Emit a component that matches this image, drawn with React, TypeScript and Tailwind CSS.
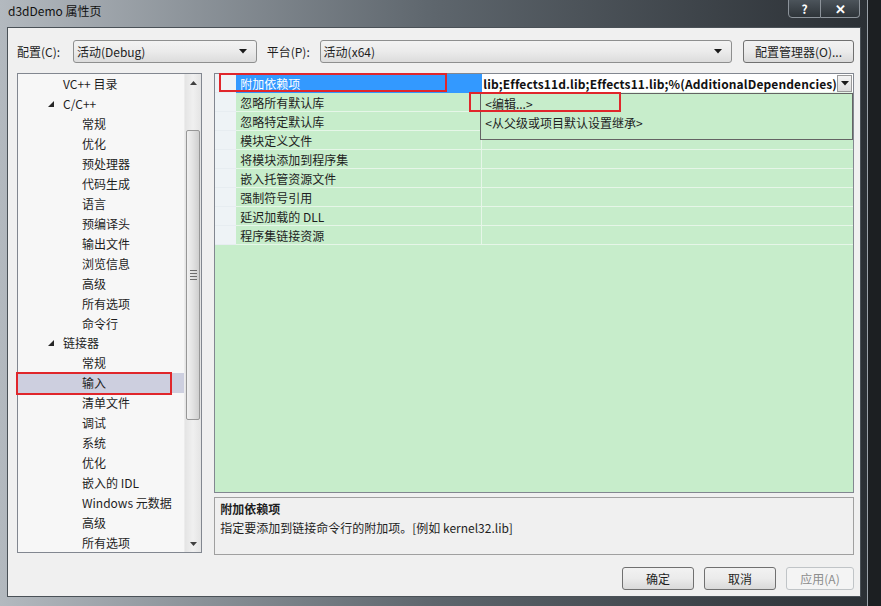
import React from "react";

const font = { fontFamily: '"Noto Sans CJK SC", "Noto Sans", sans-serif' };

type Item = { label: string; level: number; expanded?: boolean; selected?: boolean };

const tree: Item[] = [
  { label: "VC++ 目录", level: 1 },
  { label: "C/C++", level: 1, expanded: true },
  { label: "常规", level: 2 },
  { label: "优化", level: 2 },
  { label: "预处理器", level: 2 },
  { label: "代码生成", level: 2 },
  { label: "语言", level: 2 },
  { label: "预编译头", level: 2 },
  { label: "输出文件", level: 2 },
  { label: "浏览信息", level: 2 },
  { label: "高级", level: 2 },
  { label: "所有选项", level: 2 },
  { label: "命令行", level: 2 },
  { label: "链接器", level: 1, expanded: true },
  { label: "常规", level: 2 },
  { label: "输入", level: 2, selected: true },
  { label: "清单文件", level: 2 },
  { label: "调试", level: 2 },
  { label: "系统", level: 2 },
  { label: "优化", level: 2 },
  { label: "嵌入的 IDL", level: 2 },
  { label: "Windows 元数据", level: 2 },
  { label: "高级", level: 2 },
  { label: "所有选项", level: 2 },
];

const props = [
  "附加依赖项",
  "忽略所有默认库",
  "忽略特定默认库",
  "模块定义文件",
  "将模块添加到程序集",
  "嵌入托管资源文件",
  "强制符号引用",
  "延迟加载的 DLL",
  "程序集链接资源",
];

function DownTri({ className = "" }: { className?: string }) {
  return (
    <svg width="8" height="5" viewBox="0 0 8 5" className={className}>
      <path d="M0 0 H8 L4 4.5 Z" fill="#1a1a1a" />
    </svg>
  );
}

function Combo({ text, width }: { text: string; width: string }) {
  return (
    <div
      className={`${width} h-[23px] rounded-[3px] border border-[#8e8f8f] bg-gradient-to-b from-[#f3f3f3] via-[#ebebeb] to-[#dcdcdc] flex items-center pl-[3px] pr-[9px] text-[12px] text-[#1e1e1e]`}
    >
      <span className="flex-1 leading-[17px]">{text}</span>
      <DownTri />
    </div>
  );
}

function Btn({ text, width, disabled }: { text: string; width: string; disabled?: boolean }) {
  return (
    <div
      className={`${width} h-[23px] rounded-[3px] border flex items-center justify-center text-[12px] leading-[17px] ${
        disabled
          ? "border-[#c0c4c7] bg-[#f4f4f4] text-[#8d8d8d]"
          : "border-[#707070] bg-gradient-to-b from-[#f2f2f2] via-[#ebebeb] to-[#d9d9d9] text-[#1e1e1e]"
      }`}
    >
      {text}
    </div>
  );
}

function ExpandTri() {
  return (
    <svg width="6" height="6" viewBox="0 0 6 6">
      <path d="M6 0 V6 H0 Z" fill="#262626" />
    </svg>
  );
}

export default function App() {
  return (
    <div className="w-[881px] h-[606px] flex bg-[#15181b] overflow-hidden" style={font}>
      <div className="w-[868px] h-full flex flex-col bg-gradient-to-r from-[#b3b9bf] via-[#5e666d] to-[#2b3035] border-r border-[#9aa1a8]">
        {/* title bar */}
        <div className="h-[27px] flex items-start justify-between">
          <div className="pl-[8px] pt-[2px] text-[12px] leading-[17px] text-[#111]">d3dDemo 属性页</div>
          <div className="flex mr-[7px] -mt-[1px]">
            <div className="w-[33px] h-[19px] border border-[#8c939a] rounded-bl-[4px] bg-gradient-to-b from-[#4c545b] to-[#2e3439] flex items-center justify-center text-white text-[12px] font-bold leading-none">
              ?
            </div>
            <div className="w-[39px] h-[19px] border border-l-0 border-[#8c939a] rounded-br-[4px] bg-gradient-to-b from-[#4c545b] to-[#2e3439] flex items-center justify-center text-white text-[13px] font-bold leading-none">
              ✕
            </div>
          </div>
        </div>
        {/* client */}
        <div className="ml-[7px] mr-[6px] mb-[9px] h-[570px] border border-[#4a5157] bg-[#f0f0f0] pl-[9px] pr-[6px] pt-[12px] pb-[6px] flex flex-col">
          {/* top row */}
          <div className="h-[23px] flex items-center text-[12px] text-[#1e1e1e]">
            <div className="w-[56px] leading-[17px]">配置(C):</div>
            <Combo text="活动(Debug)" width="w-[184px]" />
            <div className="w-[53px] ml-[10px] leading-[17px]">平台(P):</div>
            <Combo text="活动(x64)" width="w-[413px]" />
            <div className="ml-[11px]">
              <Btn text="配置管理器(O)..." width="w-[111px]" />
            </div>
          </div>
          {/* main */}
          <div className="mt-[10px] h-[482px] flex">
            {/* tree */}
            <div className="relative w-[186px] h-[480px] border border-[#828790] bg-[#f7f7f7] flex">
              <div className="flex-1 flex flex-col">
                {tree.map((it, i) => (
                  <div
                    key={i}
                    className={`h-[20px] flex items-center text-[12px] leading-[17px] text-[#1e1e1e] ${
                      it.selected ? "bg-[#cdcfdf]" : ""
                    }`}
                  >
                    {it.level === 1 ? (
                      <>
                        <div className="w-[45px] flex justify-end pr-[9px]">{it.expanded ? <ExpandTri /> : null}</div>
                        <span>{it.label}</span>
                      </>
                    ) : (
                      <span className="pl-[64px]">{it.label}</span>
                    )}
                  </div>
                ))}
              </div>
              {/* scrollbar */}
              <div className="w-[17px] h-full flex flex-col bg-gradient-to-r from-[#e4e4e4] via-[#f0f0f0] to-[#e4e4e4] border-l border-[#ececec]">
                <div className="h-[17px] flex items-center justify-center">
                  <svg width="7" height="4" viewBox="0 0 7 4">
                    <path d="M0 4 H7 L3.5 0 Z" fill="#404040" />
                  </svg>
                </div>
                <div className="h-[39px]" />
                <div className="mx-[1px] h-[290px] rounded-[2px] border border-[#979797] bg-gradient-to-r from-[#f1f1f1] via-[#e2e2e2] to-[#cfcfcf] flex flex-col items-center justify-center gap-[2px]">
                  <div className="w-[7px] h-[1px] bg-[#6e6e6e]" />
                  <div className="w-[7px] h-[1px] bg-[#6e6e6e]" />
                  <div className="w-[7px] h-[1px] bg-[#6e6e6e]" />
                  <div className="w-[7px] h-[1px] bg-[#6e6e6e]" />
                </div>
                <div className="flex-1" />
                <div className="h-[17px] flex items-center justify-center">
                  <svg width="7" height="4" viewBox="0 0 7 4">
                    <path d="M0 0 H7 L3.5 4 Z" fill="#404040" />
                  </svg>
                </div>
              </div>
              {/* annotation */}
              <div className="absolute left-[-2px] top-[298px] w-[156px] h-[23px] border-2 border-[#e0262b]" />
            </div>
            {/* right column */}
            <div className="ml-[12px] w-[640px] flex flex-col">
              <div className="relative h-[420px] border border-[#828790] bg-[#c7edcb] flex flex-col">
                {props.map((p, i) => (
                  <div key={i} className="h-[19px] flex text-[12px] leading-[17px]">
                    <div className="w-[21px] h-full bg-[#eef3f6] border-b border-[#e7edf1]" />
                    <div
                      className={`w-[245px] h-full pl-[4px] flex items-center border-b ${
                        i === 0 ? "bg-[#3399ff] text-white border-[#3399ff]" : "text-[#1e1e1e] border-[#e6f6e8]"
                      }`}
                    >
                      {p}
                    </div>
                    <div className={`w-[1px] h-full ${i === 0 ? "bg-[#3399ff]" : "bg-[#e6f6e8]"}`} />
                    <div className="flex-1 h-full border-b border-[#e6f6e8]">
                      {i === 0 ? (
                        <div className="h-full bg-white flex items-center pl-[1px] pr-[1px]">
                          <span className="flex-1 font-bold text-[12px] tracking-[0.12px] text-[#111] whitespace-nowrap overflow-hidden">
                            lib;Effects11d.lib;Effects11.lib;%(AdditionalDependencies)
                          </span>
                          <div className="w-[15px] h-[17px] border border-[#9a9a9a] bg-gradient-to-b from-[#f4f4f4] to-[#dcdcdc] flex items-center justify-center">
                            <DownTri />
                          </div>
                        </div>
                      ) : null}
                    </div>
                  </div>
                ))}
                {/* dropdown list */}
                <div className="absolute left-[265px] top-[19px] w-[373px] h-[47px] border border-[#646464] bg-[#c7edcb] text-[12px] leading-[17px] text-[#1e1e1e] flex flex-col pl-[4px]">
                  <div className="h-[19px] flex items-center">&lt;编辑...&gt;</div>
                  <div className="h-[19px] flex items-center">&lt;从父级或项目默认设置继承&gt;</div>
                </div>
                {/* annotations */}
                <div className="absolute left-[4px] top-[-1px] w-[228px] h-[19px] border-2 border-[#e0262b]" />
                <div className="absolute left-[254px] top-[18px] w-[152px] h-[20px] border-2 border-[#e0262b]" />
              </div>
              <div className="mt-[4px] h-[58px] border border-[#a0a0a0] bg-[#f0f0f0] pl-[5px] pt-[1px] text-[12px] leading-[19px] text-[#1e1e1e]">
                <div className="font-bold">附加依赖项</div>
                <div>指定要添加到链接命令行的附加项。[例如 kernel32.lib]</div>
              </div>
            </div>
          </div>
          {/* buttons */}
          <div className="mt-[12px] h-[23px] flex justify-end gap-[10px]">
            <Btn text="确定" width="w-[72px]" />
            <Btn text="取消" width="w-[72px]" />
            <Btn text="应用(A)" width="w-[68px]" disabled />
          </div>
        </div>
      </div>
      <div className="flex-1 bg-[#1c1f22]" />
    </div>
  );
}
______________________________
■ GIVEN INSTRUCTION: Leave out the pictures and repeat exactly the lines from the start of the material through the line that contains "string; level: number;", both included.

■ FINISHED EXERCISE:
Emit a component that matches this image, drawn with React, TypeScript and Tailwind CSS.
import React from "react";

const font = { fontFamily: '"Noto Sans CJK SC", "Noto Sans", sans-serif' };

type Item = { label: string; level: number; expanded?: boolean; selected?: boolean };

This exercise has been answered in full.